Now, more than ever, getting spooked can really cost you.


Many Americans get taken in by the sneaky tricks of Wall Street fat cats — or just as bad, let high-pressure scare tactics affect their behavior. So as you look to forge your investing plan through the end of the year and into 2016, here are some evil investing tricks to look out for:

Invasion of the Penny Stocks

The Trick: Cheap stocks are the best investments because you can buy a lot of shares! Not only that, but you make money faster, because if a stock goes from one penny to two pennies, it doubles. A $50 stock needs to add another $50 for those kinds of returns, but adding a cent or two is much easier.

The Truth: Share price doesn’t matter. Stocks appreciate because the underlying business is good, plain and simple.

Let’s say you invest $10 million in a company. Whether you buy 100 million shares at 10 cents each or 1 million shares at $10, your stake is the same. If the stock does well and becomes worth $20 million, you doubled your money regardless — it’s just that in the former example, your 100 million shares would be valued at 20 cents, and the latter your 1 million shares would be $20.

The most important part of that math, however, is that the stock does well and the overall company rises in value. This is much more important than nominal share price.

It’s also a myth that cheap stocks go up “faster.” Consider (PCLN), which traded for over $400 a share in 2010. It now it trades for more than three times that, at around $1,300. Not bad for an “expensive” stock.

Vile Valuation Metrics

The Trick: According to cyclically adjusted price-to-earnings ratios (or whatever other metric is in fashion), the stock market is clearly overvalued … and thus, ready to crash.

Or conversely: This stock is grossly undervalued based on next year’s predicted sales and earnings growth, and is therefore a guaranteed winner!

The Truth: For starters, there is no magic number for calculating the fair value of a stock. While we all have our favorite measures, the fact is that P/E or debt-to-equity ratios only tell us part of the story.

After all, if P/E ratios were everything, any company that was unprofitable would therefore be worthless. Squishy measures such as confidence in management, the quality of a company’s brand or the potential of research and innovation count for something — and in the case of certain companies like development-phase biopharmaceutical companies or tech startups, these measures count for a great deal.

It’s always good to look at the cold, hard facts of an annual report.
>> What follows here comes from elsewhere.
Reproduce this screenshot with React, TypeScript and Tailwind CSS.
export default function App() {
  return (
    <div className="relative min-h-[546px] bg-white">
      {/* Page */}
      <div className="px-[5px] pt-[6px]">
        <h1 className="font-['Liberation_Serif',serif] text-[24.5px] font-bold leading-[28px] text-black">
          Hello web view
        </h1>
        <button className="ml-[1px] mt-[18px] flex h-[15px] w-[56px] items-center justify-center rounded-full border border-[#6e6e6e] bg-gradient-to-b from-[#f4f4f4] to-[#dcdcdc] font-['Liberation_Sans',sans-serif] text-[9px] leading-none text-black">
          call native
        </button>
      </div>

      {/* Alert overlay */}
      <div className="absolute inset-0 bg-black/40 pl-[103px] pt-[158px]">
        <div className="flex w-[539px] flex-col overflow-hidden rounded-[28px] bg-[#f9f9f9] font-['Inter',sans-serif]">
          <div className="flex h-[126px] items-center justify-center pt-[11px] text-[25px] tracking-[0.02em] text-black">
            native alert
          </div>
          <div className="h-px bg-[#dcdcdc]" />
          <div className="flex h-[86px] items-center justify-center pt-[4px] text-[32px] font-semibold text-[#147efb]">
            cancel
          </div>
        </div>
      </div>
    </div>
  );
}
But it’s also naïve to think that the true value of a company can be calculated with one simple equation.

Sinister Seasonality

The Trick: Sell in May and go away… then buy stocks later for the annual Santa Claus rally to end the year!

The Truth: While statistics indeed show that some months are stronger than others, with November through January generally offering better historic returns, it’s crucial to note that winter months are not immune to market meltdowns.

Just look back a few years to the mayhem of 2008, where November saw a 7.5% decline or so over 30 days, or 2009 when January logged an 8.5% monthly decline.

Timing the market is impossible, whether you’re moving your money based on the calendar or on macroeconomic indicators. A long-term strategy of staying invested not only generates better returns, but also cuts down dramatically on your fees.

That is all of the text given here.